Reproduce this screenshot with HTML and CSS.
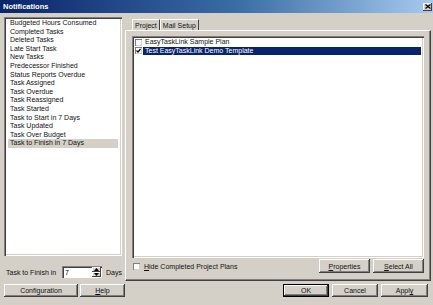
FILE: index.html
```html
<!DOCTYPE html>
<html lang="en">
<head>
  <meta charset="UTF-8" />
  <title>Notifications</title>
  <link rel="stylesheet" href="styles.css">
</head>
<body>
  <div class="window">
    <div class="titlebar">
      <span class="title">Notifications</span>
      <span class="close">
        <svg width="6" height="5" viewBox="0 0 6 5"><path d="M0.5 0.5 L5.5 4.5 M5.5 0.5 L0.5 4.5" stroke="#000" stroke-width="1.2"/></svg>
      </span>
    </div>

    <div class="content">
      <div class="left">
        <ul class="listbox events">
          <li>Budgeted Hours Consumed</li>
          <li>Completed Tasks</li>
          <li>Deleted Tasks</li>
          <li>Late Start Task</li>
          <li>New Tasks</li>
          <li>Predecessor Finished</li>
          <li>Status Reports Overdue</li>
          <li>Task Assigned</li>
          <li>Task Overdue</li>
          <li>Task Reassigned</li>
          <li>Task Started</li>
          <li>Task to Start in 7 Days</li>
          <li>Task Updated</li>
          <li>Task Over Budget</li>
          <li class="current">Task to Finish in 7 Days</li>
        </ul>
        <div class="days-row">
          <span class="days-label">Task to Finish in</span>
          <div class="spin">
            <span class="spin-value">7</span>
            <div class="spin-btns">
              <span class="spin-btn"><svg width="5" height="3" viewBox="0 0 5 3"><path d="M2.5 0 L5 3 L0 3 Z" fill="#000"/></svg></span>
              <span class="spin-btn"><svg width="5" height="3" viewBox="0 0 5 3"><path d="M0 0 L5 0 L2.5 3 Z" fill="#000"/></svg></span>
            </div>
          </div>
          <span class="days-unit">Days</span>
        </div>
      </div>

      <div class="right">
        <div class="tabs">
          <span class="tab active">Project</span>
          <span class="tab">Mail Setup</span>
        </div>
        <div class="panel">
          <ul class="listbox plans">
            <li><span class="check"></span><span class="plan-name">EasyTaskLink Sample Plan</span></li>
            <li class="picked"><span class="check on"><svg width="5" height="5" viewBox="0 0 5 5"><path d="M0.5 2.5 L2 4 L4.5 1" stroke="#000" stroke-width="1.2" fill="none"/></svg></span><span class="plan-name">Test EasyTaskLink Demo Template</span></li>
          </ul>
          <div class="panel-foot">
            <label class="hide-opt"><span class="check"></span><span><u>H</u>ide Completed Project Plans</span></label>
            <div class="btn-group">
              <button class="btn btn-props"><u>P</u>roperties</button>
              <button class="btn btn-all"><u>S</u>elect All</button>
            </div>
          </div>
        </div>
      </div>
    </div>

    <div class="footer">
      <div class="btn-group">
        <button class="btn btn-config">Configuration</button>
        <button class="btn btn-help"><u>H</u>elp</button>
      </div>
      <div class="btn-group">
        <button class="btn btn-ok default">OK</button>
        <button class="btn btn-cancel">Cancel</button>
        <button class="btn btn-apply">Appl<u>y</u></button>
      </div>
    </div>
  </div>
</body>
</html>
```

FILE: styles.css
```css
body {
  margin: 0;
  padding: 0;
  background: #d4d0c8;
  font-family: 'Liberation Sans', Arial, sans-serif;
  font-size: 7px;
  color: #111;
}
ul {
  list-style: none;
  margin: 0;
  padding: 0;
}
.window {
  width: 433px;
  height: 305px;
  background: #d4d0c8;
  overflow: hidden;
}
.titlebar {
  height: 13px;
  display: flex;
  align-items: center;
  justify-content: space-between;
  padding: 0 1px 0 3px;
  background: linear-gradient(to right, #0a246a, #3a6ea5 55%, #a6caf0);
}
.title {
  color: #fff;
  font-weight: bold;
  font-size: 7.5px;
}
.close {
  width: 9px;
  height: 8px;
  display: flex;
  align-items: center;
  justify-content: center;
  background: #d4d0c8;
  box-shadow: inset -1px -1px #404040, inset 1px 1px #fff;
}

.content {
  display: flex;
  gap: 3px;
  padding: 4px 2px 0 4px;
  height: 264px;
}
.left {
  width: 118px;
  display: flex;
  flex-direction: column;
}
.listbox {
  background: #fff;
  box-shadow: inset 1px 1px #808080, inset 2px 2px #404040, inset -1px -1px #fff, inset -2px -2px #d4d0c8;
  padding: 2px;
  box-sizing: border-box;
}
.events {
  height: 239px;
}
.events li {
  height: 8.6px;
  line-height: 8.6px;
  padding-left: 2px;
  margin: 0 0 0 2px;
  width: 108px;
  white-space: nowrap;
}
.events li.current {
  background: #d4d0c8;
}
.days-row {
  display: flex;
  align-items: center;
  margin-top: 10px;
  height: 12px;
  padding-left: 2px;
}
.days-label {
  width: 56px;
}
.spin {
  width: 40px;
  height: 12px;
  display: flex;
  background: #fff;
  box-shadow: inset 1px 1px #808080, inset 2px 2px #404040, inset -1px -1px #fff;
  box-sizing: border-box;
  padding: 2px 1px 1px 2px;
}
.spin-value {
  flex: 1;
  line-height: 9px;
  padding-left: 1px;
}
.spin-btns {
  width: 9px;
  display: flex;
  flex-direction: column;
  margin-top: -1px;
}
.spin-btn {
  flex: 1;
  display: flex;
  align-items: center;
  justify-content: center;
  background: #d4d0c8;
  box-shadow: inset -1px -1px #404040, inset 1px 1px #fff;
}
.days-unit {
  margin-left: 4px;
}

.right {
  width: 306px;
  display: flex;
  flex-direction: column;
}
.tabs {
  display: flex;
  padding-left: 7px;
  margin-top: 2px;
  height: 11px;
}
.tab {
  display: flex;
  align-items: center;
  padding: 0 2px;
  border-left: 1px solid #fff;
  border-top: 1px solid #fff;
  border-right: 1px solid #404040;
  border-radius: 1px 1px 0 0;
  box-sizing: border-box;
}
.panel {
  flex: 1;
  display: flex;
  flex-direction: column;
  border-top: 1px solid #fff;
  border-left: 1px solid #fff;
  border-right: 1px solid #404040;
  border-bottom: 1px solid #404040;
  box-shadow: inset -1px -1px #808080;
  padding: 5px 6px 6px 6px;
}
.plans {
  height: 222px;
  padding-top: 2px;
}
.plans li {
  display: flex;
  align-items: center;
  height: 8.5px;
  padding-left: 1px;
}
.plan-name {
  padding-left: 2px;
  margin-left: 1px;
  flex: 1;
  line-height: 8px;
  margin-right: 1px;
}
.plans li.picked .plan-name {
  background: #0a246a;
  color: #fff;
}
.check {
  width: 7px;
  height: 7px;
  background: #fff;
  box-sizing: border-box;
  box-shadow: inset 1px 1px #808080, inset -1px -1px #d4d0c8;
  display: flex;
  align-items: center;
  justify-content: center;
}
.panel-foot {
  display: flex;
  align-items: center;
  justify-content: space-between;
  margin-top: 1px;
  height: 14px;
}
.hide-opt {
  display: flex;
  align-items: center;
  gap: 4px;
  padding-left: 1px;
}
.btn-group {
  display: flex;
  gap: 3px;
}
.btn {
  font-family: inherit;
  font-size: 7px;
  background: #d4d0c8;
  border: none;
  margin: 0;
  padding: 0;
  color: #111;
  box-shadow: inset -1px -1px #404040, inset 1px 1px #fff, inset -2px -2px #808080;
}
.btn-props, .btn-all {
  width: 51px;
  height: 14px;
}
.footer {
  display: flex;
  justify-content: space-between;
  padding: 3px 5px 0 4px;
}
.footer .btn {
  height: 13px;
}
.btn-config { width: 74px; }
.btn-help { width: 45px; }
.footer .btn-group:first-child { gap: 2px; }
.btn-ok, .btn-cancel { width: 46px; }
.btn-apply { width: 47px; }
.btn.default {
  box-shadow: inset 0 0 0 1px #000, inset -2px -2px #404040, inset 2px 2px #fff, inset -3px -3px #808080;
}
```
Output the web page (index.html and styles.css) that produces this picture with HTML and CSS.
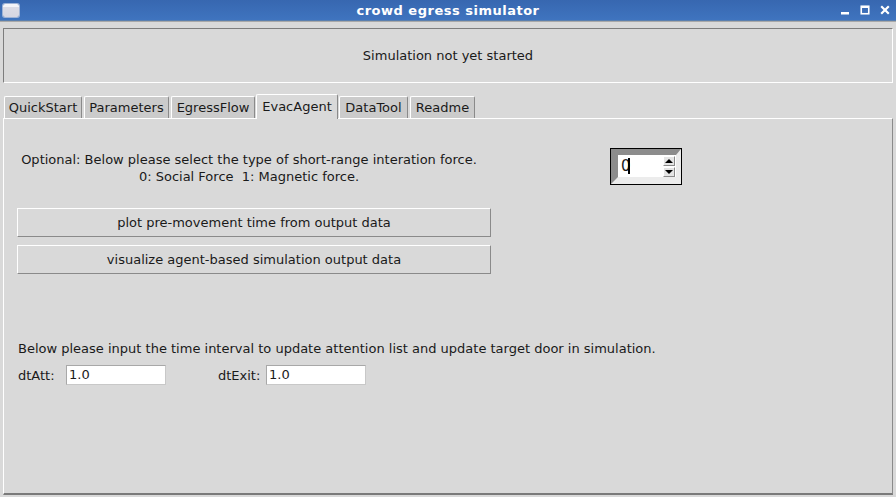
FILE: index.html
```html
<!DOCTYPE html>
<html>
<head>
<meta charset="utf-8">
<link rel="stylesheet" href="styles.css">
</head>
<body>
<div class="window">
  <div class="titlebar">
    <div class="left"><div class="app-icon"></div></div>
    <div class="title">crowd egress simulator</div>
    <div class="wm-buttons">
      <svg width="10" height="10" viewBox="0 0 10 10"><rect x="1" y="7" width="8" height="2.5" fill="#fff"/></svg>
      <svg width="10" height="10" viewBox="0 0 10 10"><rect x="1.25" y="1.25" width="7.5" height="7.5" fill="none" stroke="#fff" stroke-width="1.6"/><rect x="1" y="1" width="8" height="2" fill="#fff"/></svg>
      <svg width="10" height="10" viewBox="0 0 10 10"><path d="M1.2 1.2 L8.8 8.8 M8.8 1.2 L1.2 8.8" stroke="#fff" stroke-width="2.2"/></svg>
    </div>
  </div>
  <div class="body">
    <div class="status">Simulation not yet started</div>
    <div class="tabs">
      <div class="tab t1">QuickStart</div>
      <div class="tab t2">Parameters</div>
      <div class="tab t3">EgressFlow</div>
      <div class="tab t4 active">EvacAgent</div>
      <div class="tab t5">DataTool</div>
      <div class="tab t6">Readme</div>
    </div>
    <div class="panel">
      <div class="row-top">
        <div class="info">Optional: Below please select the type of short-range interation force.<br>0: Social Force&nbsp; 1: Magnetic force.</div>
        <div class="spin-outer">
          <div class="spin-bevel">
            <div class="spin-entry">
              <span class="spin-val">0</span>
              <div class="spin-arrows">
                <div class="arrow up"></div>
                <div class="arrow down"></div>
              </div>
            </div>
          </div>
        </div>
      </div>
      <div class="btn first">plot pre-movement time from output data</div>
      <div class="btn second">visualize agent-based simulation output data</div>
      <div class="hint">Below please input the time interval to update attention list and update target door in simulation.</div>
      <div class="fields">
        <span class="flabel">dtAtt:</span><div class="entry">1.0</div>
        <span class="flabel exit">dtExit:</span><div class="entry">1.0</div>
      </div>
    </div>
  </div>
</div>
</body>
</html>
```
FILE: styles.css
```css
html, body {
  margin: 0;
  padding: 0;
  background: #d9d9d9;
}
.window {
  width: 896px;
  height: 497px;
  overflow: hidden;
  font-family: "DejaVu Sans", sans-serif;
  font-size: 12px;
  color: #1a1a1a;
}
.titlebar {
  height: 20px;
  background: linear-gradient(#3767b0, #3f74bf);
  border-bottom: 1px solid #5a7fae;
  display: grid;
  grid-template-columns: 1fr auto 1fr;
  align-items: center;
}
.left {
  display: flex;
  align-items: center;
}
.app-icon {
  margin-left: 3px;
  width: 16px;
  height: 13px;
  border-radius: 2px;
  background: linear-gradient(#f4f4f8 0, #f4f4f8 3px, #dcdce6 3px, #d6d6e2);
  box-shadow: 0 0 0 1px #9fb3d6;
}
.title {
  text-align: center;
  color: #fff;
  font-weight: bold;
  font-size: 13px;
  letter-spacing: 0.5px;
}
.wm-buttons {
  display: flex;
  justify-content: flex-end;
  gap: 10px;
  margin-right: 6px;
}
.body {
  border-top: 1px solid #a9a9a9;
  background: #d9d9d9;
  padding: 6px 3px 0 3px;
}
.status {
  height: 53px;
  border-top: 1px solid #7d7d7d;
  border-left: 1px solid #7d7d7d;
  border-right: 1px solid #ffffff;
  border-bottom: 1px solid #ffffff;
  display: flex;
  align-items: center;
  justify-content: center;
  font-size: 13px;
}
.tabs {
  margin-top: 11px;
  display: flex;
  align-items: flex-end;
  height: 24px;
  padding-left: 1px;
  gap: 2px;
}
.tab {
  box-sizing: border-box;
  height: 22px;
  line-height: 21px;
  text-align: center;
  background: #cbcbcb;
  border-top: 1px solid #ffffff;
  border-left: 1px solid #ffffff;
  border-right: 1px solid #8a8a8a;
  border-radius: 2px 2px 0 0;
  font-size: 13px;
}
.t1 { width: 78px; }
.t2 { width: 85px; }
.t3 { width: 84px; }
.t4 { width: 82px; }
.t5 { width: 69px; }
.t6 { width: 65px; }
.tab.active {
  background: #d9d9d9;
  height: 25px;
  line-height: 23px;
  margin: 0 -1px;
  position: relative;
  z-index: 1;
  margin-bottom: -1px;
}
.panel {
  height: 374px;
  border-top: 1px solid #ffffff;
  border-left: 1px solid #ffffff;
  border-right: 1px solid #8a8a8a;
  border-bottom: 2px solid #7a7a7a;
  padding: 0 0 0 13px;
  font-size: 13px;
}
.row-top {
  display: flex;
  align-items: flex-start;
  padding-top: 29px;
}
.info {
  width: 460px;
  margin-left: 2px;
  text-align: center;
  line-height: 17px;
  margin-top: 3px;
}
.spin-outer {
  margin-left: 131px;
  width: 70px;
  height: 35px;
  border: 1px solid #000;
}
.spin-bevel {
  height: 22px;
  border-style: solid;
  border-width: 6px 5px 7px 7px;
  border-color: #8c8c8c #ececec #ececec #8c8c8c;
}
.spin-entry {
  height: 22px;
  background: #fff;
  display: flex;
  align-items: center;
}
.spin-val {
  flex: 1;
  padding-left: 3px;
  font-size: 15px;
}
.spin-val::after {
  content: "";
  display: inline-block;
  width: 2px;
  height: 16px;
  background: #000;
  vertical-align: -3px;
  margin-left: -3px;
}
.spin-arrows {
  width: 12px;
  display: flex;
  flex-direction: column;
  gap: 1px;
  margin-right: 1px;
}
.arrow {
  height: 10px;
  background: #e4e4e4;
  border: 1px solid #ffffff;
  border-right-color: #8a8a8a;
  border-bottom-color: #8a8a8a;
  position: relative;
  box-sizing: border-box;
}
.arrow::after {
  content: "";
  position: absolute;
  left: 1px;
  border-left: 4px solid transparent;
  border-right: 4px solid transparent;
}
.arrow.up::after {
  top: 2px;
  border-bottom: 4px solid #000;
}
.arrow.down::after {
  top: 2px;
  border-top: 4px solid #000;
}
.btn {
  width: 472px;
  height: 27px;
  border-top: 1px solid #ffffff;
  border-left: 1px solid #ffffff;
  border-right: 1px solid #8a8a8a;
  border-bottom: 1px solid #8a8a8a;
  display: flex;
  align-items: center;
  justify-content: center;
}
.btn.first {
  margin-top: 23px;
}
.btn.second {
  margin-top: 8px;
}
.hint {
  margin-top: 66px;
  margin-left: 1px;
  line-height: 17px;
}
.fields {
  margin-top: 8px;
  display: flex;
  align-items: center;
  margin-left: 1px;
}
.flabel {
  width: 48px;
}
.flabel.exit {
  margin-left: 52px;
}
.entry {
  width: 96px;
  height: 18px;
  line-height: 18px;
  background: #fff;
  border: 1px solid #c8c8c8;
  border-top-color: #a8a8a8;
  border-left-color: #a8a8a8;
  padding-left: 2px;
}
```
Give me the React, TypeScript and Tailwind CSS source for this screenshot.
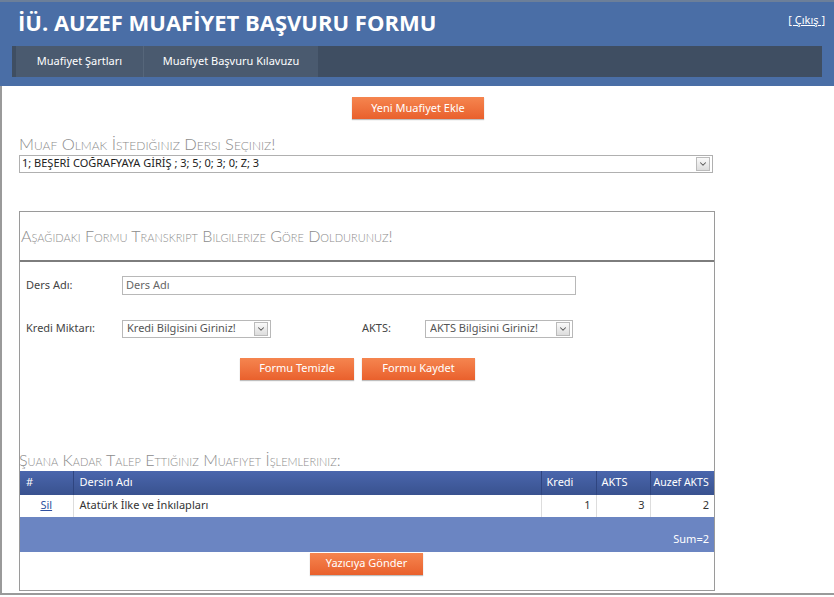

# Set exercise
Sift through the entries and copy every line with "index".

# Solution to the problem
FILE: index.html
Output the web page (index.html and styles.css) that produces this picture with HTML and CSS.
FILE: index.html
  z-index: 1;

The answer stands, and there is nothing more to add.